>>>>>

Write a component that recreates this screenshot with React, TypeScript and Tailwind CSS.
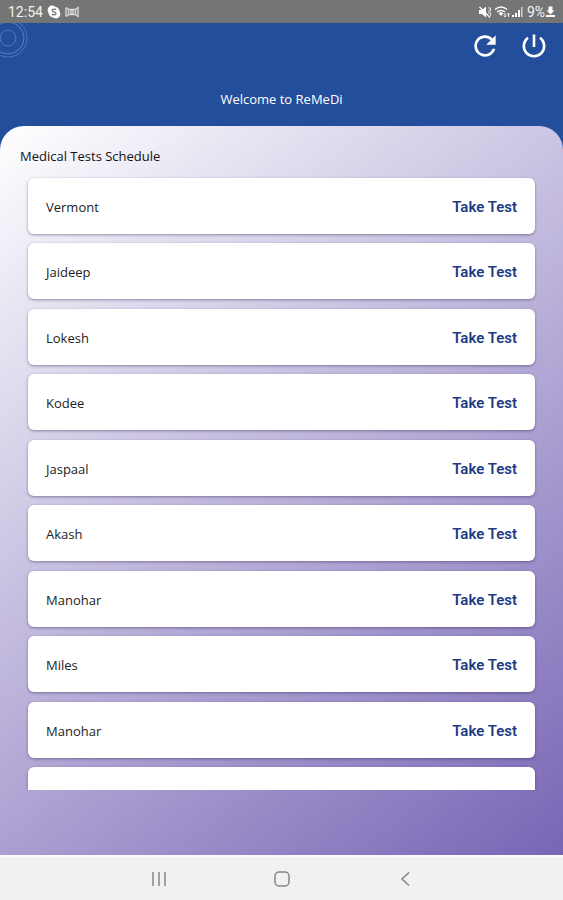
import React from "react";

const patients = [
  "Vermont",
  "Jaideep",
  "Lokesh",
  "Kodee",
  "Jaspaal",
  "Akash",
  "Manohar",
  "Miles",
  "Manohar",
  "",
];

function StatusBar() {
  return (
    <div className="flex h-[23px] shrink-0 items-center justify-between bg-[#757575] pl-2 pr-2 font-['Roboto',sans-serif] text-sm text-[#f2f2f2]">
      <div className="flex items-center gap-1">
        <span>12:54</span>
        <svg viewBox="0 0 14 14" className="h-[14px] w-[14px]" aria-hidden="true">
          <circle cx="5" cy="5" r="4.4" fill="#fff" />
          <circle cx="9" cy="9" r="4.4" fill="#fff" />
          <circle cx="7" cy="7" r="5.6" fill="#fff" />
          <path d="M9 5C8.4 3.6 5.2 3.7 5.2 5.4C5.2 7.1 9 6.6 9 8.5C9 10.4 5.5 10.3 5 8.8" fill="none" stroke="#757575" strokeWidth="1.3" />
        </svg>
        <svg viewBox="0 0 14 12" className="h-3 w-[14px]" fill="none" stroke="#d6d6d6" strokeWidth="1.4" aria-hidden="true">
          <path d="M1 1.500V10.500M1 1.500L4 3.500H10L13 1.500V10.500L10 8.500H4L1 10.500M3.500 3.500V8.500M10.500 3.500V8.500" />
          <circle cx="7" cy="6" r="1.500" />
        </svg>
      </div>
      <div className="flex items-center">
        <svg viewBox="0 0 14 14" className="h-[14px] w-[14px]" aria-hidden="true">
          <path d="M1 5H4L8 1.500V12.500L4 9H1Z" fill="#fff" />
          <path d="M1.500 2L12 12.500" stroke="#fff" strokeWidth="1.3" />
          <path d="M10 3H12.500V6H10M10 8H12.500V11" fill="none" stroke="#ddd" strokeWidth="1.1" />
        </svg>
        <svg viewBox="0 0 17 14" className="ml-[2px] h-[14px] w-[17px]" aria-hidden="true">
          <path d="M1 4.500Q7 -0.500 13 4.500M3 7Q7 4 11 7" fill="none" stroke="#fff" strokeWidth="1.5" />
          <path d="M4.500 8Q7 6.500 9.500 8L7 11Z" fill="#fff" />
          <path d="M11 8V12M9.800 10.500L11 12L12.200 10.500M14.500 12V8M13.300 9.500L14.500 8L15.700 9.500" fill="none" stroke="#eee" />
        </svg>
        <svg viewBox="0 0 12 12" className="h-3 w-3" aria-hidden="true">
          <path d="M1 9H3V11H1ZM4 7H6V11H4ZM7 4H9V11H7Z" fill="#fff" />
          <path d="M10 1H11.500V11H10Z" fill="#d0d0d0" />
        </svg>
        <span className="ml-1">9%</span>
        <svg viewBox="0 0 9 12" className="ml-px h-3 w-[9px]" aria-hidden="true">
          <path d="M2.500 0.500H6.500V4.500H8.500L4.500 8.500L0.500 4.500H2.500ZM0 9H9V11H0Z" fill="#fff" />
        </svg>
      </div>
    </div>
  );
}

function Header() {
  return (
    <header className="relative h-[103px] shrink-0 overflow-hidden text-white">
      <svg viewBox="0 0 30 36" className="absolute left-0 top-0 h-9 w-[30px]" fill="none" stroke="#6f96d4" aria-hidden="true">
        <circle cx="8" cy="15" r="8" strokeOpacity=".6" />
        <circle cx="8" cy="15" r="16" strokeOpacity=".7" />
        <circle cx="8" cy="15" r="19" strokeOpacity=".55" />
      </svg>
      <div className="flex h-[46px] items-center justify-end gap-5 pr-4">
        <button type="button" aria-label="Refresh">
          <svg viewBox="0 0 24 24" className="h-8 w-8" fill="#fff" aria-hidden="true">
            <path d="M17.65 6.35C16.2 4.9 14.21 4 12 4c-4.42 0-7.99 3.58-7.99 8s3.57 8 7.99 8c3.73 0 6.84-2.55 7.73-6h-2.08c-.82 2.33-3.04 4-5.65 4-3.31 0-6-2.69-6-6s2.69-6 6-6c1.66 0 3.14.69 4.22 1.78L13 11h7V4l-2.35 2.35z" />
          </svg>
        </button>
        <button type="button" aria-label="Log out">
          <svg viewBox="0 0 26 26" className="h-[26px] w-[26px]" fill="none" stroke="#fff" strokeWidth="2.600" aria-hidden="true">
            <path d="M13 1.500V14M7 4.800A10.200 10.200 0 1 0 19 4.800" />
          </svg>
        </button>
      </div>
      <h1 className="mt-5 text-center text-[13px] leading-5">Welcome to ReMeDi</h1>
    </header>
  );
}

function TestRow({ name }: { name: string }) {
  return (
    <li className="flex h-14 shrink-0 items-center justify-between rounded-md bg-white px-[18px] pt-0.5 shadow-[0_1px_3px_rgba(40,30,70,0.45)]">
      <span className="text-[13px] leading-5 text-[#222]">{name}</span>
      {name && (
        <button type="button" className="font-['Roboto',sans-serif] text-[15px] font-semibold leading-5 text-[#1d3a85]">
          Take Test
        </button>
      )}
    </li>
  );
}

export default function App() {
  return (
    <div className="flex h-screen flex-col bg-[#234e9b] font-['Open_Sans','Noto_Sans',sans-serif]">
      <StatusBar />
      <Header />
      <main className="flex min-h-0 flex-1 flex-col rounded-t-3xl bg-linear-[142deg] from-white to-[#7865b5] pb-[65px] pt-5">
        <h2 className="px-5 text-[13px] font-medium leading-5 text-[#111]">Medical Tests Schedule</h2>
        <div className="mt-2 min-h-0 flex-1 overflow-y-auto px-7 pt-1 [scrollbar-width:none]">
          <ul className="flex h-[645px] flex-col justify-between">
            {patients.map((name, i) => (
              <TestRow key={i} name={name} />
            ))}
          </ul>
        </div>
      </main>
      <nav className="flex h-[45px] shrink-0 items-center justify-center gap-[99px] border-t-2 border-[#fafafa] bg-[#f1f1f1] pt-px text-[#858585]">
        <button type="button" aria-label="Recent apps">
          <svg viewBox="0 0 24 24" className="h-6 w-6" stroke="currentColor" strokeWidth="1.500" aria-hidden="true">
            <path d="M6 5V19M12 5V19M18 5V19" />
          </svg>
        </button>
        <button type="button" aria-label="Home">
          <svg viewBox="0 0 24 24" className="h-6 w-6" fill="none" stroke="currentColor" strokeWidth="1.500" aria-hidden="true">
            <rect x="5" y="5" width="14" height="14" rx="4" />
          </svg>
        </button>
        <button type="button" aria-label="Back">
          <svg viewBox="0 0 24 24" className="h-6 w-6" fill="none" stroke="currentColor" strokeWidth="1.500" aria-hidden="true">
            <path d="M16 5.500L9 12L16 18.500" />
          </svg>
        </button>
      </nav>
    </div>
  );
}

<<<<<

■ Task description: Transcribe the full listing above exactly, with the images removed.

■ Written answer:
Write a component that recreates this screenshot with React, TypeScript and Tailwind CSS.
import React from "react";

const patients = [
  "Vermont",
  "Jaideep",
  "Lokesh",
  "Kodee",
  "Jaspaal",
  "Akash",
  "Manohar",
  "Miles",
  "Manohar",
  "",
];

function StatusBar() {
  return (
    <div className="flex h-[23px] shrink-0 items-center justify-between bg-[#757575] pl-2 pr-2 font-['Roboto',sans-serif] text-sm text-[#f2f2f2]">
      <div className="flex items-center gap-1">
        <span>12:54</span>
        <svg viewBox="0 0 14 14" className="h-[14px] w-[14px]" aria-hidden="true">
          <circle cx="5" cy="5" r="4.4" fill="#fff" />
          <circle cx="9" cy="9" r="4.4" fill="#fff" />
          <circle cx="7" cy="7" r="5.6" fill="#fff" />
          <path d="M9 5C8.4 3.6 5.2 3.7 5.2 5.4C5.2 7.1 9 6.6 9 8.5C9 10.4 5.5 10.3 5 8.8" fill="none" stroke="#757575" strokeWidth="1.3" />
        </svg>
        <svg viewBox="0 0 14 12" className="h-3 w-[14px]" fill="none" stroke="#d6d6d6" strokeWidth="1.4" aria-hidden="true">
          <path d="M1 1.500V10.500M1 1.500L4 3.500H10L13 1.500V10.500L10 8.500H4L1 10.500M3.500 3.500V8.500M10.500 3.500V8.500" />
          <circle cx="7" cy="6" r="1.500" />
        </svg>
      </div>
      <div className="flex items-center">
        <svg viewBox="0 0 14 14" className="h-[14px] w-[14px]" aria-hidden="true">
          <path d="M1 5H4L8 1.500V12.500L4 9H1Z" fill="#fff" />
          <path d="M1.500 2L12 12.500" stroke="#fff" strokeWidth="1.3" />
          <path d="M10 3H12.500V6H10M10 8H12.500V11" fill="none" stroke="#ddd" strokeWidth="1.1" />
        </svg>
        <svg viewBox="0 0 17 14" className="ml-[2px] h-[14px] w-[17px]" aria-hidden="true">
          <path d="M1 4.500Q7 -0.500 13 4.500M3 7Q7 4 11 7" fill="none" stroke="#fff" strokeWidth="1.5" />
          <path d="M4.500 8Q7 6.500 9.500 8L7 11Z" fill="#fff" />
          <path d="M11 8V12M9.800 10.500L11 12L12.200 10.500M14.500 12V8M13.300 9.500L14.500 8L15.700 9.500" fill="none" stroke="#eee" />
        </svg>
        <svg viewBox="0 0 12 12" className="h-3 w-3" aria-hidden="true">
          <path d="M1 9H3V11H1ZM4 7H6V11H4ZM7 4H9V11H7Z" fill="#fff" />
          <path d="M10 1H11.500V11H10Z" fill="#d0d0d0" />
        </svg>
        <span className="ml-1">9%</span>
        <svg viewBox="0 0 9 12" className="ml-px h-3 w-[9px]" aria-hidden="true">
          <path d="M2.500 0.500H6.500V4.500H8.500L4.500 8.500L0.500 4.500H2.500ZM0 9H9V11H0Z" fill="#fff" />
        </svg>
      </div>
    </div>
  );
}

function Header() {
  return (
    <header className="relative h-[103px] shrink-0 overflow-hidden text-white">
      <svg viewBox="0 0 30 36" className="absolute left-0 top-0 h-9 w-[30px]" fill="none" stroke="#6f96d4" aria-hidden="true">
        <circle cx="8" cy="15" r="8" strokeOpacity=".6" />
        <circle cx="8" cy="15" r="16" strokeOpacity=".7" />
        <circle cx="8" cy="15" r="19" strokeOpacity=".55" />
      </svg>
      <div className="flex h-[46px] items-center justify-end gap-5 pr-4">
        <button type="button" aria-label="Refresh">
          <svg viewBox="0 0 24 24" className="h-8 w-8" fill="#fff" aria-hidden="true">
            <path d="M17.65 6.35C16.2 4.9 14.21 4 12 4c-4.42 0-7.99 3.58-7.99 8s3.57 8 7.99 8c3.73 0 6.84-2.55 7.73-6h-2.08c-.82 2.33-3.04 4-5.65 4-3.31 0-6-2.69-6-6s2.69-6 6-6c1.66 0 3.14.69 4.22 1.78L13 11h7V4l-2.35 2.35z" />
          </svg>
        </button>
        <button type="button" aria-label="Log out">
          <svg viewBox="0 0 26 26" className="h-[26px] w-[26px]" fill="none" stroke="#fff" strokeWidth="2.600" aria-hidden="true">
            <path d="M13 1.500V14M7 4.800A10.200 10.200 0 1 0 19 4.800" />
          </svg>
        </button>
      </div>
      <h1 className="mt-5 text-center text-[13px] leading-5">Welcome to ReMeDi</h1>
    </header>
  );
}

function TestRow({ name }: { name: string }) {
  return (
    <li className="flex h-14 shrink-0 items-center justify-between rounded-md bg-white px-[18px] pt-0.5 shadow-[0_1px_3px_rgba(40,30,70,0.45)]">
      <span className="text-[13px] leading-5 text-[#222]">{name}</span>
      {name && (
        <button type="button" className="font-['Roboto',sans-serif] text-[15px] font-semibold leading-5 text-[#1d3a85]">
          Take Test
        </button>
      )}
    </li>
  );
}

export default function App() {
  return (
    <div className="flex h-screen flex-col bg-[#234e9b] font-['Open_Sans','Noto_Sans',sans-serif]">
      <StatusBar />
      <Header />
      <main className="flex min-h-0 flex-1 flex-col rounded-t-3xl bg-linear-[142deg] from-white to-[#7865b5] pb-[65px] pt-5">
        <h2 className="px-5 text-[13px] font-medium leading-5 text-[#111]">Medical Tests Schedule</h2>
        <div className="mt-2 min-h-0 flex-1 overflow-y-auto px-7 pt-1 [scrollbar-width:none]">
          <ul className="flex h-[645px] flex-col justify-between">
            {patients.map((name, i) => (
              <TestRow key={i} name={name} />
            ))}
          </ul>
        </div>
      </main>
      <nav className="flex h-[45px] shrink-0 items-center justify-center gap-[99px] border-t-2 border-[#fafafa] bg-[#f1f1f1] pt-px text-[#858585]">
        <button type="button" aria-label="Recent apps">
          <svg viewBox="0 0 24 24" className="h-6 w-6" stroke="currentColor" strokeWidth="1.500" aria-hidden="true">
            <path d="M6 5V19M12 5V19M18 5V19" />
          </svg>
        </button>
        <button type="button" aria-label="Home">
          <svg viewBox="0 0 24 24" className="h-6 w-6" fill="none" stroke="currentColor" strokeWidth="1.500" aria-hidden="true">
            <rect x="5" y="5" width="14" height="14" rx="4" />
          </svg>
        </button>
        <button type="button" aria-label="Back">
          <svg viewBox="0 0 24 24" className="h-6 w-6" fill="none" stroke="currentColor" strokeWidth="1.500" aria-hidden="true">
            <path d="M16 5.500L9 12L16 18.500" />
          </svg>
        </button>
      </nav>
    </div>
  );
}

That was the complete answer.